I am sure the articles say a lot of things, just as I am equally sure not one of them has come out and said "this product is bad" for your fuel system and actually named it. What needs to be portrayed is a valid comparison of something that makes sense, like molecule size for example, of additives that are being represented as potentially "bad". Better yet, maybe a comparison of the MSDS of diesel and the additives to see what is actually IN them?
A better question for the pundits is how are these additives that are designed for lubrication so much worse than the asphaltenes that cook out of the ULSD in the CR systems? Since the CR's ran just fine on LSD fuel it is hard to buy into this hype when it is fact that long chain molecules in LSD were magnitudes larger than ULSD. It makes about as much sense as stating that sulphur in the fuel added lubrication, just not even on the right track.
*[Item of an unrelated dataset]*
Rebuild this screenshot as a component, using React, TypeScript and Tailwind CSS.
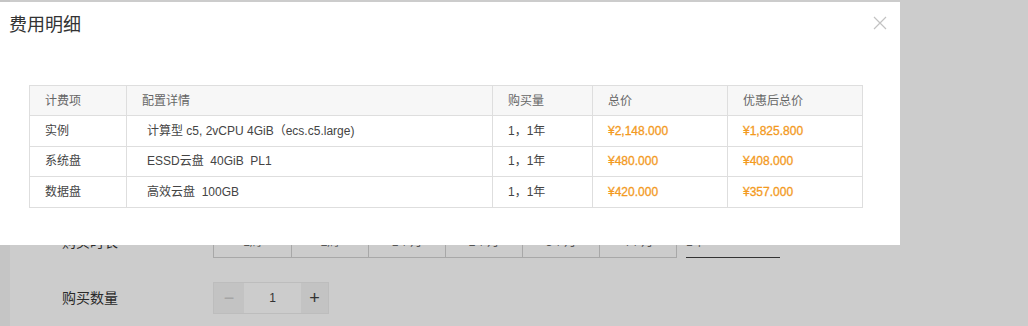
const rows = [
  { item: "实例", spec: "计算型 c5, 2vCPU 4GiB（ecs.c5.large)", qty: "1，1年", total: "¥2,148.000", final: "¥1,825.800" },
  { item: "系统盘", spec: "ESSD云盘  40GiB  PL1", qty: "1，1年", total: "¥480.000", final: "¥408.000" },
  { item: "数据盘", spec: "高效云盘  100GB", qty: "1，1年", total: "¥420.000", final: "¥357.000" },
];

const durations = ["1周", "2周", "1个月", "2个月", "3个月", "4个月"];

function CloseIcon() {
  return (
    <svg width="14" height="14" viewBox="0 0 14 14" className="block">
      <path d="M1 1 L13 13 M13 1 L1 13" stroke="#c2c2c2" strokeWidth="1.2" fill="none" />
    </svg>
  );
}

export default function App() {
  return (
    <div
      className="relative h-[326px] w-[1028px] overflow-hidden bg-[#cccccc] text-[#333]"
      style={{ fontFamily: '"Liberation Sans", "Noto Sans CJK SC", sans-serif' }}
    >
      {/* page behind the overlay */}
      <div className="flex h-full">
        <div className="w-[10px] shrink-0 bg-[#c5c5c5]" />
        <div className="flex flex-col gap-6 pl-[52px] pt-[226px]">
          <div className="flex items-center">
            <span className="w-[151px] text-sm text-[#2a2a2a]">购买时长</span>
            <div className="flex h-8 border border-[#a8a8a8]">
              {durations.map((d, i) => (
                <div
                  key={d}
                  className={`flex w-[77px] items-center justify-center text-xs text-[#555] ${i > 0 ? "border-l border-[#a8a8a8]" : ""}`}
                >
                  {d}
                </div>
              ))}
            </div>
            <div className="ml-[9px] flex h-8 w-[94px] items-center border-b border-[#333] text-xs text-[#555]">
              1年
            </div>
          </div>
          <div className="flex items-center">
            <span className="w-[151px] text-sm text-[#2a2a2a]">购买数量</span>
            <div className="flex h-8 border border-[#bdbdbd]">
              <div className="flex w-[30px] items-center justify-center bg-[#c3c3c3] text-lg text-[#a5a5a5]">−</div>
              <div className="flex w-[57px] items-center justify-center text-xs text-[#333]">1</div>
              <div className="flex w-[27px] items-center justify-center bg-[#c3c3c3] text-lg text-[#333]">+</div>
            </div>
          </div>
        </div>
      </div>

      {/* modal */}
      <div className="absolute left-0 top-[2px] h-[243px] w-[900px] bg-white">
        <div className="flex items-start justify-between pl-[9px] pr-[13px] pt-[11px]">
          <h2 className="text-lg leading-6 text-[#333]">费用明细</h2>
          <div className="pt-[3px]">
            <CloseIcon />
          </div>
        </div>
        <div className="pl-[29px] pt-[48px]">
          <table className="w-[833px] table-fixed border-collapse text-xs">
            <colgroup>
              <col className="w-[97px]" />
              <col className="w-[366px]" />
              <col className="w-[100px]" />
              <col className="w-[135px]" />
              <col className="w-[135px]" />
            </colgroup>
            <thead>
              <tr className="h-[30px] bg-[#f7f7f7] text-left text-[#666]">
                <th className="border border-[#dedede] pl-[15px] font-normal">计费项</th>
                <th className="border border-[#dedede] pl-[15px] font-normal">配置详情</th>
                <th className="border border-[#dedede] pl-[15px] font-normal">购买量</th>
                <th className="border border-[#dedede] pl-[15px] font-normal">总价</th>
                <th className="border border-[#dedede] pl-[15px] font-normal">优惠后总价</th>
              </tr>
            </thead>
            <tbody>
              {rows.map((r) => (
                <tr key={r.item} className="h-[30.5px] text-[#444]">
                  <td className="border border-[#dedede] pl-[15px]">{r.item}</td>
                  <td className="whitespace-pre border border-[#dedede] pl-[20px]">{r.spec}</td>
                  <td className="border border-[#dedede] pl-[15px]">{r.qty}</td>
                  <td className="border border-[#dedede] pl-[15px] text-[#f39a1e] [-webkit-text-stroke:0.3px_#f39a1e]">{r.total}</td>
                  <td className="border border-[#dedede] pl-[15px] text-[#f39a1e] [-webkit-text-stroke:0.3px_#f39a1e]">{r.final}</td>
                </tr>
              ))}
            </tbody>
          </table>
        </div>
      </div>
    </div>
  );
}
Now it seems that the real determination of an additive is it has nicer properties. What the devil does THAT mean? I cannot find that measure on any labeling or MSDS sheet available for any product. What I do find is that amazingly all the additives are pretty much the same constitution with the obligatory secret component in varying amounts usually les the 20%, 2 stroke oil included if we really want to stay on point.
Things like this "The tolerances on these injectors are 25 millionths of an inch clearance" get propagated as something with actual value when they are patently false. It doesn't take much to figure just how wrong that is. Best information we have at this time says 2-3 um is the CR injector clearances, that would be something like 7 one hundred thousandths to 1 ten thousandths of an inch. On the scale of size that is magnitudes larger than 25 millionths of an inch. BTW, the bulk of this information is coming directly form Bosch engineers not the customer relations management division of any manufacturer.
Sorry, put comparing magic markers to 2 stroke oil just doesn't make an impression. Definitely one for the circular file.